One must be able to communicate and transmit positive vibes to the child before the full development of language skill on the part of the infant.
Children must be spoken to, listened to and all their needs must be responded to with love and patience. This approach will help a child to learn that what he or she thinks or says is important.
The interest shown by parents in children's ideas will prepare them to perform maximally in the formal corridors of the early childhood educational institutions.
Children need parents who are in touch with their own feelings and emotions.
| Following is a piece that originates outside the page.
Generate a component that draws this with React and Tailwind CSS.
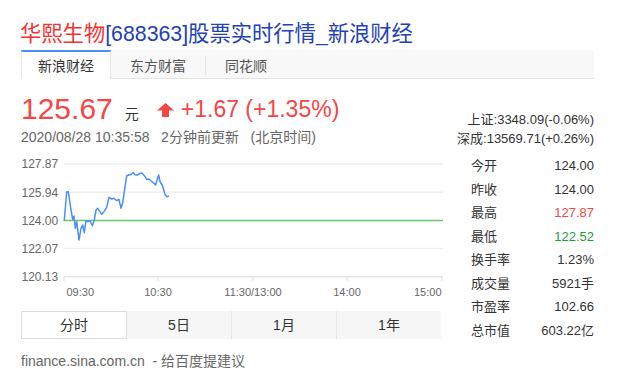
import React from "react";

const pts = [
  [64.3, 220.3], [66.7, 191.7], [68.3, 191.7], [71, 210], [72.7, 219.3], [74, 216], [75.3, 228.3],
  [76.7, 221.7], [79, 240], [81, 228.3], [82.7, 225], [84.3, 232.7], [86, 220.7], [88.3, 221.7],
  [90, 220.7], [92.3, 225.7], [94.3, 220], [96, 210], [97.7, 208.3], [100, 211.7], [101.7, 214.3],
  [104, 211.7], [106.7, 207.3], [109, 197.3], [111.7, 199], [114, 198.3], [116.7, 200.7], [119, 199.3],
  [121, 208.3], [122.7, 202.7], [126.7, 175.7], [130, 174.7], [131.7, 174], [133.3, 172.7], [135, 174.7],
  [137.3, 175], [140, 173.3], [142.3, 173.3], [144.3, 175.7], [146.7, 179.3], [149, 179], [151, 180.7],
  [153.3, 182.7], [155.7, 185], [157.3, 179], [158.7, 175], [160, 181.7], [162.3, 185], [165, 194.3],
  [166.7, 196.7], [169, 196],
];

const yLabels = ["127.87", "125.94", "124.00", "122.07", "120.13"];
const gridY = [14, 42.2, 70.4, 98.6, 126.8];
const ticks = [43, 137, 232, 326, 420.7];

const stats = [
  ["今开", "124.00", "text-[#333]"],
  ["昨收", "124.00", "text-[#333]"],
  ["最高", "127.87", "text-[#f54545]"],
  ["最低", "122.52", "text-[#1d9f3a]"],
  ["换手率", "1.23%", "text-[#333]"],
  ["成交量", "5921手", "text-[#333]"],
  ["市盈率", "102.66", "text-[#333]"],
  ["总市值", "603.22亿", "text-[#333]"],
];

function Chart() {
  const line = pts.map(([x, y]) => `${(x - 21).toFixed(1)},${(y - 150).toFixed(1)}`).join(" ");
  return (
    <svg width="422" height="149" className="block mt-[4px]">
      {gridY.map((y, i) => (
        <line key={i} x1="42.5" x2="422" y1={y} y2={y} stroke={i === 4 ? "#e6e6e6" : "#efefef"} strokeWidth="1.5" />
      ))}
      {ticks.map((x) => (
        <line key={x} x1={x} x2={x} y1="126.8" y2="131" stroke="#e0e0e0" strokeWidth="1" />
      ))}
      <line x1="42.5" x2="422" y1="70.4" y2="70.4" stroke="#6cc76c" strokeWidth="1.5" />
      <polyline points={line} fill="none" stroke="#4a8ff7" strokeWidth="1.5" strokeLinejoin="round" />
      <g fill="#666" fontSize="12" fontFamily="Liberation Sans, sans-serif">
        {yLabels.map((t, i) => (
          <text key={t} x="0.5" y={gridY[i]} dy="0.36em">{t}</text>
        ))}
      </g>
      <g fill="#666" fontSize="11" fontFamily="Liberation Sans, sans-serif">
        <text x="45.5" y="141.7" dy="0.36em">09:30</text>
        <text x="137" y="141.7" dy="0.36em" textAnchor="middle">10:30</text>
        <text x="232" y="141.7" dy="0.36em" textAnchor="middle">11:30/13:00</text>
        <text x="326" y="141.7" dy="0.36em" textAnchor="middle">14:00</text>
        <text x="420.5" y="141.7" dy="0.36em" textAnchor="end">15:00</text>
      </g>
    </svg>
  );
}

export default function App() {
  return (
    <div className="w-[631px] h-[388px] bg-white font-['Liberation_Sans','Noto_Sans_CJK_SC',sans-serif] pl-[21px] pt-[21px] overflow-hidden">
      {/* title */}
      <h1 className="text-[21.3px] leading-[26px] -ml-px text-[#2440b3] whitespace-nowrap">
        <span className="text-[#f73131]">华熙生物</span>[688363]股票实时行情_新浪财经
      </h1>

      {/* source tabs */}
      <div className="mt-[3px] w-[573px] h-[29px] flex bg-[#f8f8f8] border-b border-[#e4e4e4] text-[14px] text-[#333]">
        <div className="h-[29px] -mb-px bg-white border-t-2 border-x border-t-[#4b8cf7] border-x-[#e8e8e8] px-[16px] pt-[4px] leading-[20px]">
          新浪财经
        </div>
        <div className="px-[19px] pt-[6px] leading-[20px] text-[#555]">东方财富</div>
        <div className="w-px h-[19px] bg-[#e2e2e2] mt-[6px]" />
        <div className="px-[19px] pt-[6px] leading-[20px] text-[#555]">同花顺</div>
      </div>

      <div className="w-[573px] flex justify-between">
        {/* left side */}
        <div className="w-[422px]">
          <div className="pt-[15px] flex items-baseline text-[#f54545] whitespace-nowrap">
            <span className="text-[30px] leading-[30px]">125.67</span>
            <span className="ml-[12px] text-[14px] text-[#333]">元</span>
            <span className="ml-[18px] flex items-baseline text-[23px] leading-[23px] -translate-y-[2px]">
              <svg width="17" height="14" viewBox="0 0 17 14" className="mr-[7px] mb-[2px]">
                <path d="M8.5 0 L17 7.5 L12 7.5 L12 14 L5 14 L5 7.5 L0 7.5 Z" fill="#f54545" />
              </svg>
              +1.67 (+1.35%)
            </span>
          </div>
          <div className="mt-[3px] text-[14px] leading-[18px] text-[#666] whitespace-nowrap">
            2020/08/28 10:35:58&nbsp;&nbsp;&nbsp;2分钟前更新&nbsp;&nbsp;&nbsp;(北京时间)
          </div>

          <Chart />

          {/* period tabs */}
          <div className="mt-[12px] w-[420px] h-[28px] flex bg-[#f6f6f6] text-[14px] text-[#333]">
            <div className="flex-1 flex items-center justify-center bg-white border border-[#dedede]">分时</div>
            <div className="flex-1 flex items-center justify-center">5日</div>
            <div className="flex-1 flex items-center justify-center border-l border-[#e6e6e6]">1月</div>
            <div className="flex-1 flex items-center justify-center border-l border-[#e6e6e6]">1年</div>
          </div>

          <div className="mt-[12px] text-[14px] leading-[20px] text-[#666] whitespace-nowrap">
            finance.sina.com.cn&nbsp;&nbsp;- 给百度提建议
          </div>
        </div>

        {/* right side */}
        <div className="pt-[32px] flex flex-col items-end text-[13px] text-[#333]">
          <div className="leading-[18.6px] whitespace-nowrap">上证:3348.09(-0.06%)</div>
          <div className="leading-[18.6px] whitespace-nowrap">深成:13569.71(+0.26%)</div>
          <div className="mt-[6px] w-[123px]">
            {stats.map(([k, v, c]) => (
              <div key={k} className="h-[23.5px] flex items-center justify-between">
                <span>{k}</span>
                <span className={c}>{v}</span>
              </div>
            ))}
          </div>
        </div>
      </div>
    </div>
  );
}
These are the parents who will help children to know that humans will have occasions to laugh, cry, hug, touch, embrace and empathise with others.
Children need parents who are comfortable with themselves and who understand the importance of raising children to value and love all the physical features that define them as unique individuals.
Children who are taught to love and validate themselves will be well prepared for a formal educational system that ideally should ensure that every child is placed on a path to self-actualisation and the maximisation of his or her intellectual and social capacities.
Effective parents are those who train their children to resolve conflicts in socially acceptable and peaceful ways. Such children will enter their schools with respect for others and for authority figures. They will also know that confusion and dissent will interfere with their potential to learn in a structured environment.
These ideals of positive parenting are reinforced by the intellectual and observational capacities of scholars who have informed the theoretical and practical approaches that guide the practices of educational practitioners, developmental psychologists and all others who make policies and programmes to educate the nation's children.
However, we are all very aware of the fact that far too many of our children are exposed to family environments which are rendered dysfunctional because of extreme poverty, low levels of literacy, teenage mothers and fathers, absentee fathers, the after-effects of the migration of parents and the continuing erosion of family life.
In order to assist in the face of all these realities, those of us who have had the opportunity to understand positive parenting must reach out and assist all those who need help and support. The time has come for us to become our brother's keeper. It is time to remind the entire society that the family is the first schoolhouse and that parents are the first and most important source of information for eir children.